There is a hypothetical possibility that the infection elicits a rapid cross-reactive pre-existing antibody response to the endemic season human coronaviruses. This could lead to an immunological imprinting response, where the EF response, though non-neutralizing and poorly protective, dominates over the highly specific and neutralizing GC response, with the potential for antibody-dependent enhancement (ADE) of disease. However, studies in this area are very limited.
Autoimmune disease and COVID-19
The dominant EF response pathway of antibody production in COVID-19 could account for autoimmune disease (AID) following resolution of the infection. Multiple studies have confirmed a rapid large ASC expansion, also seen in dengue. However, further analysis of the B cell response in severe COVID-19 showed a high degree of similarity to the B cell activation pattern in chronic AID.

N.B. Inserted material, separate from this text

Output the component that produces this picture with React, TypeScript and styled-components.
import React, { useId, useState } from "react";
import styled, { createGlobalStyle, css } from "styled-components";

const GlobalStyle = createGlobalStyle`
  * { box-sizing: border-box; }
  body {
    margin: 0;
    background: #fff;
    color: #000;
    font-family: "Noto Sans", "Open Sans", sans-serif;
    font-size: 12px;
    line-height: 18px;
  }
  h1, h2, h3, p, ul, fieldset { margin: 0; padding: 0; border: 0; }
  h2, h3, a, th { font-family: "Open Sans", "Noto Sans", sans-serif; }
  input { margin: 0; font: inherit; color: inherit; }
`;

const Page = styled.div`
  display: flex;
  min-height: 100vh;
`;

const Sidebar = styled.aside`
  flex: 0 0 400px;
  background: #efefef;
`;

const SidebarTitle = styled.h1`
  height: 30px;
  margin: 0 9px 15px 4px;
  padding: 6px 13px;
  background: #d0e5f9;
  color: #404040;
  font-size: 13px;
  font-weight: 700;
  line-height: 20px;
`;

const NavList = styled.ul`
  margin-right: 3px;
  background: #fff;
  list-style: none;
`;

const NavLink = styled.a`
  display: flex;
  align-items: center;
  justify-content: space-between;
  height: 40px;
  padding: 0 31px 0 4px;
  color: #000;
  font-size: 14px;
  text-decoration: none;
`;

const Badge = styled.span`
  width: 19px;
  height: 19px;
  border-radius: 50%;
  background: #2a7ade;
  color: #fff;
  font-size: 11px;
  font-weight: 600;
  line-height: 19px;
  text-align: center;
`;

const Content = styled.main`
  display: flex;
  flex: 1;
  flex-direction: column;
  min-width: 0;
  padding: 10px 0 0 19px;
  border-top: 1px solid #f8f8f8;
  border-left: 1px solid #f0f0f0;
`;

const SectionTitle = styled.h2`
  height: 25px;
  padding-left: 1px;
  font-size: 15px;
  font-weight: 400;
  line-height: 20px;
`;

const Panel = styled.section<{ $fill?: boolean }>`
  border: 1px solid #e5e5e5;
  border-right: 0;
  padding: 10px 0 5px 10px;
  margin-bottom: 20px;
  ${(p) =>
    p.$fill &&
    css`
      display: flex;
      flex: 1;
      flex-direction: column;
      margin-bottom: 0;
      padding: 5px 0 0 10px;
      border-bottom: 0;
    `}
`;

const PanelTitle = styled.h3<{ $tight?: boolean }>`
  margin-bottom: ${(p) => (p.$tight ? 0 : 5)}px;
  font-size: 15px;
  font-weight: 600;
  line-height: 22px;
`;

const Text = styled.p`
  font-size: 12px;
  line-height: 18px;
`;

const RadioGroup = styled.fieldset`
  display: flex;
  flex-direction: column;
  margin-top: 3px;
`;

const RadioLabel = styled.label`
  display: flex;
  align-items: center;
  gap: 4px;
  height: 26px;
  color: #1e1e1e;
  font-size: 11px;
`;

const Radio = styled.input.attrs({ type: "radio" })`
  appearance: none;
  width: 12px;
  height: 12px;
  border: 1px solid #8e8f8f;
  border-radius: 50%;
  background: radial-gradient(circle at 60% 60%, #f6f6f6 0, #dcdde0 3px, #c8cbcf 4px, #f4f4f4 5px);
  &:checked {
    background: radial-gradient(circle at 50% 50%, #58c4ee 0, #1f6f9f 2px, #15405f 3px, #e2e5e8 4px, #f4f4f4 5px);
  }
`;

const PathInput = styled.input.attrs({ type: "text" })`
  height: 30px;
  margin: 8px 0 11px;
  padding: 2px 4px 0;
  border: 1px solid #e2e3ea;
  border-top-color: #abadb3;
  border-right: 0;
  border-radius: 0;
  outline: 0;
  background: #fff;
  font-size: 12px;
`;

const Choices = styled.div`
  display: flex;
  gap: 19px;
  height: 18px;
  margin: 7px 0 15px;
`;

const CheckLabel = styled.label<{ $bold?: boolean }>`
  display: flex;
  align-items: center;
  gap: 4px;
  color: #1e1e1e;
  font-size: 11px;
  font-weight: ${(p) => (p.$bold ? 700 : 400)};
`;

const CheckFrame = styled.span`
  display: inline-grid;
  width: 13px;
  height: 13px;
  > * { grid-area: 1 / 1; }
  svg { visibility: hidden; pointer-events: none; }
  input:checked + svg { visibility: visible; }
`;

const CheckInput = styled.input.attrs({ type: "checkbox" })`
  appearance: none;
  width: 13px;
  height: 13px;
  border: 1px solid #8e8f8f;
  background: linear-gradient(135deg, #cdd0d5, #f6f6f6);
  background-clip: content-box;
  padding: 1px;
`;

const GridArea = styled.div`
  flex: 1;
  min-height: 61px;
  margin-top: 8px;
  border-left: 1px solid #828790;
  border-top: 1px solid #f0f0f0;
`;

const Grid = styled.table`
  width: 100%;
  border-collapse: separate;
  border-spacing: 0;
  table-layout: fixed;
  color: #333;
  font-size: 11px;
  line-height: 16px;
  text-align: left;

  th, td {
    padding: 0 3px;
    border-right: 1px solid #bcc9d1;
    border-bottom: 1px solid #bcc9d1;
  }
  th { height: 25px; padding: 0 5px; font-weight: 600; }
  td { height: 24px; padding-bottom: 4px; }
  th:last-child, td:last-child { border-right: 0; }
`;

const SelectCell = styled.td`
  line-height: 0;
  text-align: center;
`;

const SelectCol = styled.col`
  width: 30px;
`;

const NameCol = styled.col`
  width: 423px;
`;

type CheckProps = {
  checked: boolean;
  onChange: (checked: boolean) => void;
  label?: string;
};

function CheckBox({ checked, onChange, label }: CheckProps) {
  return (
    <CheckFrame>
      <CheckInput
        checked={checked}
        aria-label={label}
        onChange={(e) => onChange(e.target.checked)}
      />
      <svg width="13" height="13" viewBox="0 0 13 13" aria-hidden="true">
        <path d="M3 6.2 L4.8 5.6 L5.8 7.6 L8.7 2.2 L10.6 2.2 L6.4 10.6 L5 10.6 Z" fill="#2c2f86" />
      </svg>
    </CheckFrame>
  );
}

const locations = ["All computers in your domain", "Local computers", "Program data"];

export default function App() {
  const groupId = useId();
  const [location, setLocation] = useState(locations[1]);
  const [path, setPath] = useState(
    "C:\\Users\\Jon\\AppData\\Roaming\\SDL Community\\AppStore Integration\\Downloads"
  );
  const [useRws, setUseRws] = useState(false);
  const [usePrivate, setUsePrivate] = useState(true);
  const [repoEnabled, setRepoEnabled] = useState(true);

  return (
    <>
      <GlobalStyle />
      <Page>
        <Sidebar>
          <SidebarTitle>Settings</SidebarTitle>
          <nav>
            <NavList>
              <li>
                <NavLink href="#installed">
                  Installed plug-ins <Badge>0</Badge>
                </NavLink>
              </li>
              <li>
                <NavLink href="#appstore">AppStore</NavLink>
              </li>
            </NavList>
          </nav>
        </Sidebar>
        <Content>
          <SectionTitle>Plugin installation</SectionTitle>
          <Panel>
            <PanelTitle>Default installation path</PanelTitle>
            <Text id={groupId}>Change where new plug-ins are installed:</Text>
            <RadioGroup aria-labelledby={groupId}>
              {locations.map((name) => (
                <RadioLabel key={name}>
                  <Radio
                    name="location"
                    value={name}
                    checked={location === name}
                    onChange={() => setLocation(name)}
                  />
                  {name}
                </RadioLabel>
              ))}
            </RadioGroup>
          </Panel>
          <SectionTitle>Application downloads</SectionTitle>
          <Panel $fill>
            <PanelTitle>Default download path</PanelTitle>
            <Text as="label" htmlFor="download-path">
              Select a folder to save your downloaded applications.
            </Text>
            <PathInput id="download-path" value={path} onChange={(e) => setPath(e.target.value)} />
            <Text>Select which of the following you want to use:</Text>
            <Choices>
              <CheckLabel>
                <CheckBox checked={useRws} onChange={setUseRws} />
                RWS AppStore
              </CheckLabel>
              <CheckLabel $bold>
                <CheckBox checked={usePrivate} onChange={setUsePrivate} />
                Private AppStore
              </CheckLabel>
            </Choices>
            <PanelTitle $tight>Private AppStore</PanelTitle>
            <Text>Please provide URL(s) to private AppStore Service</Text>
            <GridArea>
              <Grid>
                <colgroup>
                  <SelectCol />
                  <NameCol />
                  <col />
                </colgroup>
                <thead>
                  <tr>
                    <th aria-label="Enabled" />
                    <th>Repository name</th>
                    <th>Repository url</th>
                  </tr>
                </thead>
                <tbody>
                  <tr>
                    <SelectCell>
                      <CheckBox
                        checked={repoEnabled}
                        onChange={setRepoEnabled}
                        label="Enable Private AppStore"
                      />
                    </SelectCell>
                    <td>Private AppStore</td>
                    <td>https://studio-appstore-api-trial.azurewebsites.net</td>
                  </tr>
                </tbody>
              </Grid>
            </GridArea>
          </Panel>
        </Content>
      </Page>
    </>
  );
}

The antibodies produced by these cells also showed reduced peripheral tolerance, with an inherent capability to target self-antigens. Their expression of the IGHV4-34 domain in the B cell receptor genes is unusual, since in health such clones are weeded out or transformed by somatic hypermutations (SHM).
Low peripheral tolerance with very low SHM frequencies indicate that “the course of severe infection may reflect some of the biology previously characterized in the context of autoimmune disease.” Even with high specificity for the virus, ASCs in severe SARS-CoV-2 infection show a tendency to self-reactivity to nuclear antigens, kidney epithelial targets, and naïve B cells, though it was far from invariable.

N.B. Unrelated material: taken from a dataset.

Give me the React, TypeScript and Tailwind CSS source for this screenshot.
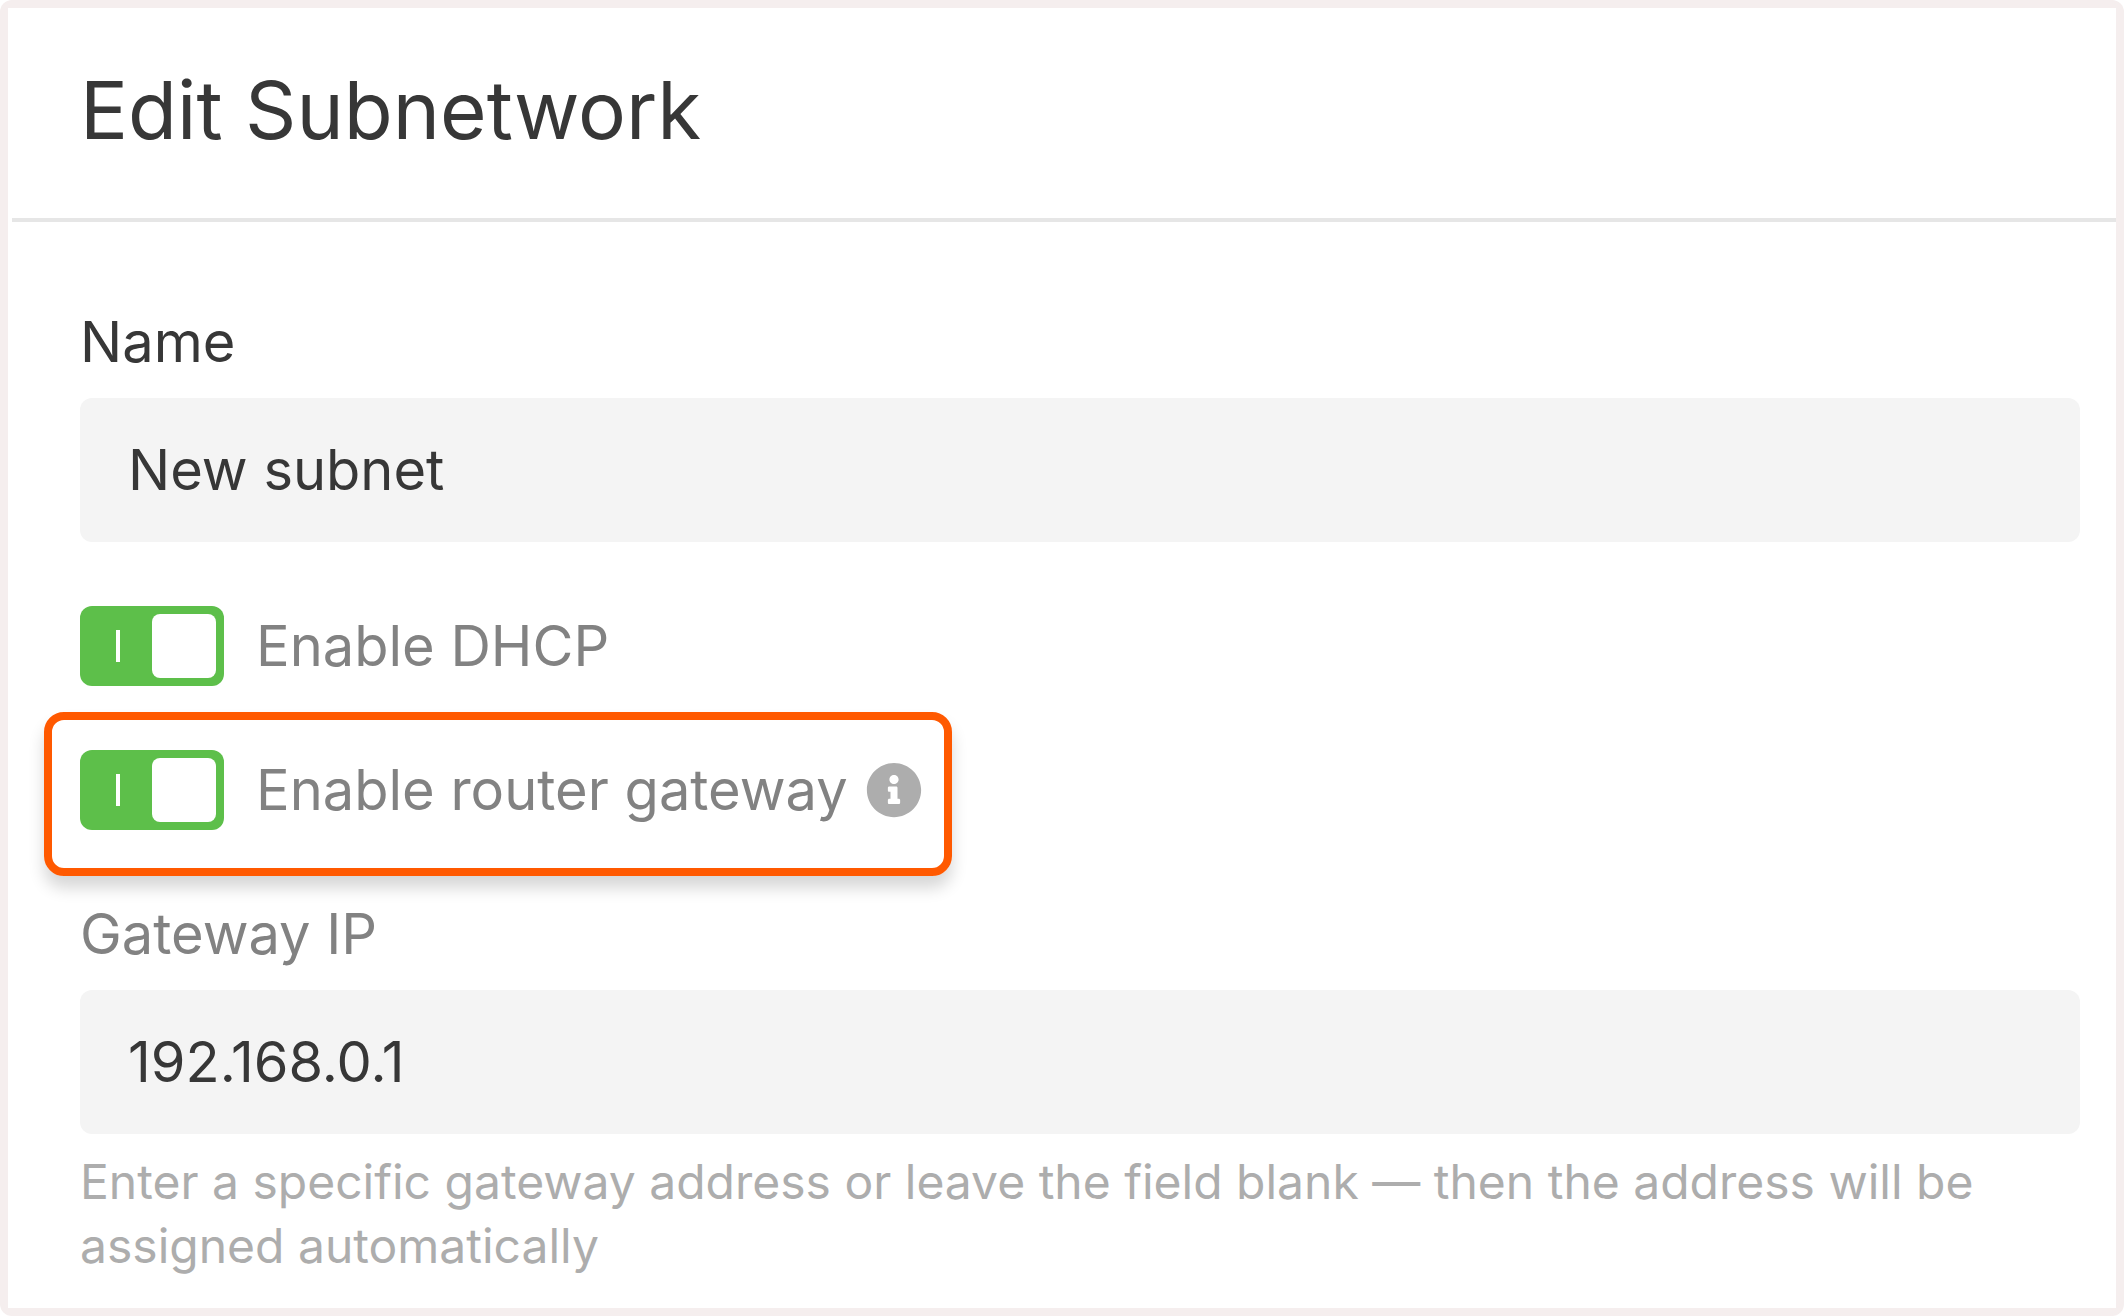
import { useState } from "react";
import { FaInfoCircle } from "react-icons/fa";

function Toggle({ id, label }: { id: string; label: string }) {
  const [on, setOn] = useState(true);
  return (
    <label htmlFor={id} className="flex cursor-pointer items-center gap-8">
      <span className={on ? "relative flex h-20 w-36 shrink-0 items-center rounded-xl bg-[#5dbf4a] p-2" : "relative flex h-20 w-36 shrink-0 flex-row-reverse items-center rounded-xl bg-[#adadad] p-2"}>
        <input
          id={id}
          type="checkbox"
          role="switch"
          checked={on}
          onChange={(e) => setOn(e.target.checked)}
          className="absolute inset-0 cursor-pointer appearance-none rounded-xl"
        />
        <span className="flex flex-1 justify-center pr-1">
          <span className="h-8 w-1 bg-white" />
        </span>
        <span className="size-16 rounded-lg bg-white" />
      </span>
      <span className="text-[56px] leading-20 text-[#828282]">{label}</span>
    </label>
  );
}

export default function App() {
  return (
    <main className="min-h-screen rounded-xl bg-[#f5eeee] p-2 font-['Inter',sans-serif] text-[#373737]">
      <div className="min-h-[calc(100vh-16px)] bg-white">
        <header className="ml-1 border-b-4 border-[#e6e6e6] pt-[54px] pr-9 pb-[60px] pl-17">
          <h1 className="text-[80px] leading-[96px]">Edit Subnetwork</h1>
        </header>
        <form className="pt-20 pr-9 pl-18" onSubmit={(e) => e.preventDefault()}>
          <label htmlFor="name" className="block text-[56px] leading-20">Name</label>
          <input id="name" type="text" defaultValue="New subnet" className="mt-4 block h-36 w-full rounded-xl bg-[#f4f4f4] px-12 text-[56px] outline-none" />
          <div className="mt-16">
            <Toggle id="dhcp" label="Enable DHCP" />
          </div>
          <div className="mt-[26px] -ml-9 flex w-fit items-start gap-[18px] rounded-[20px] border-8 border-[#ff5900] pt-[30px] pr-[22px] pb-[38px] pl-7 shadow-[0_12px_16px_rgba(0,0,0,0.16)]">
            <Toggle id="router" label="Enable router gateway" />
            <button type="button" aria-label="About the router gateway" className="flex h-20 items-center text-[#adadad]">
              <FaInfoCircle className="size-14" />
            </button>
          </div>
          <label htmlFor="ip" className="mt-[18px] block text-[56px] leading-20 text-[#828282]">Gateway IP</label>
          <input id="ip" type="text" defaultValue="192.168.0.1" aria-describedby="ip-hint" className="mt-4 block h-36 w-full rounded-xl bg-[#f4f4f4] px-12 text-[56px] outline-none" />
          <p id="ip-hint" className="mt-4 text-[48px] leading-16 text-[#adadad]">
            Enter a specific gateway address or leave the field blank — then the address will be assigned automatically
          </p>
        </form>
      </div>
    </main>
  );
}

This suggests that the EF pathway is a expedited response to severe infection, enabling rapid antibody production and viral clearance. While most ASCs thus generated are specific to the virus, a few may escape central tolerance and expand, causing both self-reactive and autoreactive ASCs to be present in the mix.
These mixed antibody responses may contribute to the overall inflammatory environment through innate activation and self-targeting to create a feed-forward loop of EF response bias.”
Such autoantibodies may also explain the clotting tendencies, hyperimmune phenomena and poor antiviral response seen in COVID-19. Some research shows that patients with long Covid have autoantibodies that persist beyond the acute period, with longer perturbations of the immune response. However, COVID-9 vaccination has not been linked with such disruptions.
Risk factors for long Covid may include autoantibodies, a type 1 T helper cell (Th1) bias, type 2 diabetes, SARS-CoV-2 in the blood, and Epstein-Barr virus in the blood.
A better understanding of the balance between the EF and GC responses and the phenotype of ASC for the generation and maintenance of LLPC after infection and vaccination are still needed.”